Tuesday, September 25, 2007

Album Review: Iron & Wine - The Shepherd's Dog

Iron & Wine - The Shepherd's Dog

(2007, Sub Pop)

Grade: 89%






In a March Billboard interview, Sam Beam stated his upcoming release The Shepherd's Dog would be a "playful" album. He went on to describe how touring with alt-country rockers Calexico had enhanced his sound, giving Shepherd's Dog a "wider sonic palette" than previous Iron & Wine releases. Well, there you have it folks: my review of The Shepherd's Dog, from the man Mr. Beam himself. Just one thing. He forgot to mention its his best album yet.

At the risk of sounding ridiculous, Shepherd's Dog could be considered the shepherd's pie of Sam Beam's catalog, as familiar elements are layered to create a seemingly effortless yet fulfilling effect. At once we have the li-fi folk of The Creek Drank the Saddle, country rockers a la In the Reins or Woman King 's spectacular "Evening on the Ground," and put-a-cigarette-in-your-arm odes that could have easily nestled into Endless Numbered Days. (In the aforementioned Billboard interview, Beam notes that all but "Carousel" are reworked discards from previous albums. Dare I mention that traditional shepherd's pie relies on leftovers? I'll let you figure out which tracks are the meat, the potatoes, or the corn.) Along with the familiar tracks, Mr. Beam tosses listeners a few new bones: calypso-infused numbers like "Lovesong of the Buzzard," the saloon-ready "The Devil Never Sleeps," and the African-drum-driven "House by the Sea." At last Beam's music is as multifaceted as his lyrics.

Poetic lyricism has always been Iron & Wine's forté. Beam blends the concrete with the abstract, the optimistic with the pessimistic, the love of life with the journey toward death -- all with the everyman quality that makes his music so charming. Listening to Sam Beam is like listening to two friends chronicle the workday over tinkling whiskey glasses. As far as I'm concerned, he's the only writer who could make breast milk romantic (See: "The Sea and the Rhythm"). The lyrics on Shepherd's Dog are as equally comforting ("dogs...eating snow," "long baby hair") and jarring ("grandmother's gun," "a tattoo of a flower on a broken wrist"). My only complaint about this album's "wider sonic palette" is that the lyrics -- and Sam Beams "cinders and smoke" vocals -- suddenly have to share the spotlight.
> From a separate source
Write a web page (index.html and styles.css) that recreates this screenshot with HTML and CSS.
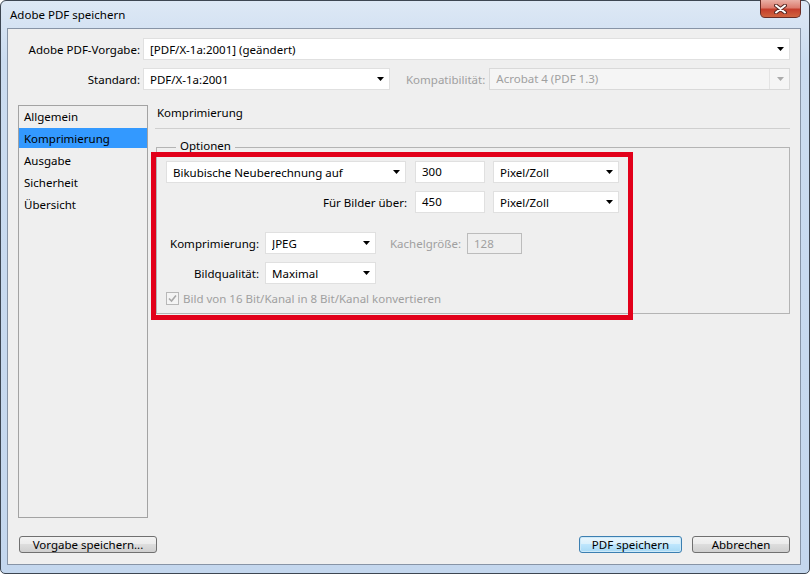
FILE: index.html
```html
<!DOCTYPE html>
<html lang="de">
<head>
  <meta charset="UTF-8">
  <title>Adobe PDF speichern</title>
  <link rel="stylesheet" href="styles.css">
</head>
<body>

<div class="window">
  <div class="titlebar">
    <span class="title">Adobe PDF speichern</span>
    <div class="close">
      <svg width="13" height="10" viewBox="0 0 13 10">
        <path d="M2 1.5 L11 8.5 M11 1.5 L2 8.5" stroke="#5a2a24" stroke-width="4" stroke-linecap="round"/>
        <path d="M2 1.5 L11 8.5 M11 1.5 L2 8.5" stroke="#ffffff" stroke-width="2" stroke-linecap="round"/>
      </svg>
    </div>
  </div>

  <div class="client">
    <div class="row">
      <span class="lbl lbl-main">Adobe PDF-Vorgabe:</span>
      <div class="combo combo-fill"><span class="val">[PDF/X-1a:2001] (geändert)</span><i class="arrow"></i></div>
    </div>

    <div class="row row-std">
      <span class="lbl lbl-main">Standard:</span>
      <div class="combo combo-std"><span class="val">PDF/X-1a:2001</span><i class="arrow"></i></div>
      <span class="lbl lbl-off lbl-compat">Kompatibilität:</span>
      <div class="combo combo-fill combo-off"><span class="val">Acrobat 4 (PDF 1.3)</span><i class="arrow"></i></div>
    </div>

    <div class="main">
      <ul class="nav">
        <li>Allgemein</li>
        <li class="active">Komprimierung</li>
        <li>Ausgabe</li>
        <li>Sicherheit</li>
        <li>Übersicht</li>
      </ul>

      <div class="panel">
        <div class="panel-title">Komprimierung</div>
        <div class="sep"></div>

        <div class="group">
          <span class="legend">Optionen</span>

          <div class="grow">
            <div class="combo combo-method"><span class="val">Bikubische Neuberechnung auf</span><i class="arrow"></i></div>
            <div class="field field-res">300</div>
            <div class="combo combo-unit"><span class="val">Pixel/Zoll</span><i class="arrow"></i></div>
          </div>

          <div class="grow grow-b">
            <span class="lbl lbl-above">Für Bilder über:</span>
            <div class="field">450</div>
            <div class="combo combo-unit"><span class="val">Pixel/Zoll</span><i class="arrow"></i></div>
          </div>

          <div class="grow grow-c">
            <span class="lbl lbl-short">Komprimierung:</span>
            <div class="combo combo-small"><span class="val">JPEG</span><i class="arrow"></i></div>
            <span class="lbl lbl-off lbl-tile">Kachelgröße:</span>
            <div class="field field-off">128</div>
          </div>

          <div class="grow grow-d">
            <span class="lbl lbl-short">Bildqualität:</span>
            <div class="combo combo-small"><span class="val">Maximal</span><i class="arrow"></i></div>
          </div>

          <div class="grow grow-e">
            <span class="check">
              <svg width="13" height="13" viewBox="0 0 13 13">
                <rect x="0.5" y="0.5" width="12" height="12" fill="#f4f4f4" stroke="#b8b8b8"/>
                <path d="M3 6.5 L5.5 9 L10 3.5" fill="none" stroke="#a8a8a8" stroke-width="1.6"/>
              </svg>
            </span>
            <span class="lbl-off check-text">Bild von 16 Bit/Kanal in 8 Bit/Kanal konvertieren</span>
          </div>

          <div class="marker"></div>
        </div>
      </div>
    </div>

    <div class="buttons">
      <button class="btn btn-preset">Vorgabe speichern...</button>
      <div class="spacer"></div>
      <button class="btn btn-default">PDF speichern</button>
      <button class="btn btn-cancel">Abbrechen</button>
    </div>
  </div>
</div>

</body>
</html>
```

FILE: styles.css
```css
body {
  margin: 0;
  background: #ffffff;
  font-family: "Noto Sans", "Open Sans", sans-serif;
  font-size: 11.5px;
  color: #000;
}

/* Fensterrahmen */
.window {
  width: 810px;
  height: 574px;
  box-sizing: border-box;
  border: 1px solid #3d4652;
  border-radius: 6px 6px 5px 5px;
  background: linear-gradient(#dde8f5, #cbdcf0 60px, #c4d7ee);
  padding: 0 8px 8px 6px;
  display: flex;
  flex-direction: column;
}

.titlebar {
  height: 27px;
  display: flex;
  align-items: flex-start;
  justify-content: space-between;
}

.title {
  padding-left: 3px;
  line-height: 27px;
}

.close {
  width: 41px;
  height: 18px;
  margin-top: -1px;
  box-sizing: border-box;
  border: 1px solid #6a2c25;
  border-top: 0;
  border-radius: 0 0 5px 5px;
  background: linear-gradient(#eab0a6, #dc7d6f 45%, #c53e2c 55%, #d0643f);
  display: flex;
  align-items: center;
  justify-content: center;
}

.client {
  flex: 1;
  border: 1px solid #8794a6;
  background: #efefef;
  padding: 9px 10px 11px 10px;
  display: flex;
  flex-direction: column;
}

/* Zeilen oben */
.row {
  display: flex;
  align-items: center;
  height: 22px;
}

.row-std {
  margin-top: 8px;
}

.lbl {
  white-space: nowrap;
}

.lbl-main {
  width: 122px;
  margin-right: 3px;
  text-align: right;
}

.lbl-off {
  color: #a0a0a0;
}

.lbl-compat {
  margin-left: 16px;
  margin-right: 4px;
}

.combo {
  height: 22px;
  box-sizing: border-box;
  border: 1px solid #e0e0e0;
  background: #fff;
  display: flex;
  align-items: center;
  padding: 0 5px 0 6px;
}

.combo .val {
  flex: 1;
  white-space: nowrap;
  overflow: hidden;
}

.arrow {
  width: 7px;
  height: 4px;
  background: #000;
  clip-path: polygon(0 0, 100% 0, 50% 100%);
}

.combo-fill {
  flex: 1;
}

.combo-std {
  width: 247px;
}

.combo-off {
  background: #f5f5f5;
  border-color: #d9d9d9;
  color: #a0a0a0;
}

.combo-off .arrow {
  background: #ababab;
  margin-left: 7px;
}

.combo-off .val {
  border-right: 1px solid #e4e4e4;
  height: 20px;
  line-height: 20px;
}

/* Hauptbereich */
.main {
  margin-top: 15px;
  height: 413px;
  display: flex;
}

.nav {
  width: 130px;
  box-sizing: border-box;
  border: 1px solid #a3a3a3;
  margin: 0;
  padding: 0;
  list-style: none;
}

.nav li {
  height: 20px;
  line-height: 21px;
  padding-left: 5px;
  margin-bottom: 2px;
}

.nav li.active {
  background: #3399ff;
}

.panel {
  flex: 1;
  margin-left: 7px;
}

.panel-title {
  line-height: 16px;
  padding-left: 2px;
}

.sep {
  margin-top: 7px;
  height: 1px;
  background: #cfcfcf;
}

.group {
  position: relative;
  margin-top: 18px;
  margin-left: 1px;
  height: 167px;
  box-sizing: border-box;
  border: 1px solid #b4b4b4;
  padding: 13px 0 0 9px;
}

.legend {
  position: absolute;
  top: -10px;
  left: 19px;
  padding: 0 4px;
  line-height: 16px;
  background: #efefef;
}

.grow {
  display: flex;
  align-items: center;
  height: 22px;
}

.grow-b,
.grow-d {
  margin-top: 8px;
}

.grow-c {
  margin-top: 19px;
}

.grow-e {
  margin-top: 8px;
  height: 13px;
}

.combo-method {
  width: 240px;
}

.combo-unit {
  width: 126px;
  margin-left: 8px;
}

.combo-small {
  width: 111px;
}

.field {
  width: 70px;
  height: 22px;
  box-sizing: border-box;
  border: 1px solid #e0e0e0;
  background: #fff;
  padding-left: 6px;
  line-height: 20px;
}

.field-res {
  margin-left: 9px;
}

.field-off {
  width: 55px;
  height: 21px;
  background: #efefef;
  border-color: #bcbcbc;
  color: #a0a0a0;
  line-height: 19px;
}

.lbl-above {
  width: 241px;
  margin-right: 8px;
  text-align: right;
}

.lbl-short {
  width: 93px;
  margin-right: 6px;
  text-align: right;
}

.lbl-tile {
  margin-left: 14px;
  margin-right: 6px;
}

.check {
  width: 13px;
  height: 13px;
  display: flex;
}

.check-text {
  margin-left: 4px;
  white-space: nowrap;
}

/* rote Markierung */
.marker {
  position: absolute;
  left: -6px;
  top: 4px;
  width: 482px;
  height: 168px;
  box-sizing: border-box;
  border: 5px solid #e2001a;
}

/* Schaltflächen */
.buttons {
  margin-top: 18px;
  height: 17px;
  display: flex;
}

.spacer {
  flex: 1;
}

.btn {
  height: 17px;
  padding: 0;
  box-sizing: border-box;
  border: 1px solid #707070;
  border-radius: 3px;
  background: linear-gradient(#f3f3f3, #ebebeb 50%, #dddddd 50%, #cfcfcf);
  font-family: inherit;
  font-size: 11.5px;
  line-height: 15px;
  color: #000;
}

.btn-preset {
  width: 138px;
  margin-left: 1px;
}

.btn-default {
  width: 103px;
  border-color: #3c7fb1;
  background: linear-gradient(#eaf6fd, #d9f0fc 50%, #bee6fd 50%, #a7d9f5);
  box-shadow: inset 0 0 0 1px #cde9f8;
}

.btn-cancel {
  width: 98px;
  margin-left: 10px;
}
```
Whenever a band steps up their production, the naysayers get their cords twisted, their preconceived notions crushed (this critic sometimes included). The band's innocence has been ruined, they proclaim. Thankfully the multi-layered production on Shepherd's Dog never seems overworked or oversexed, but instead complements the staple Iron & Wine sound (consider the reverb that kisses Beam's vocals on "Carousel"). The music is polished but remains intimate. Intimate and playful, the best of Sam Beam's world.


Girlfriend said...

nice review.
great album.

James A. Foley said...
This comment has been removed by the author.
James A. Foley said...

I don't look at many album reviews. But this one is the best I've ever read.

(oh, had to delete my first post due to a misspelling. I know you understand.)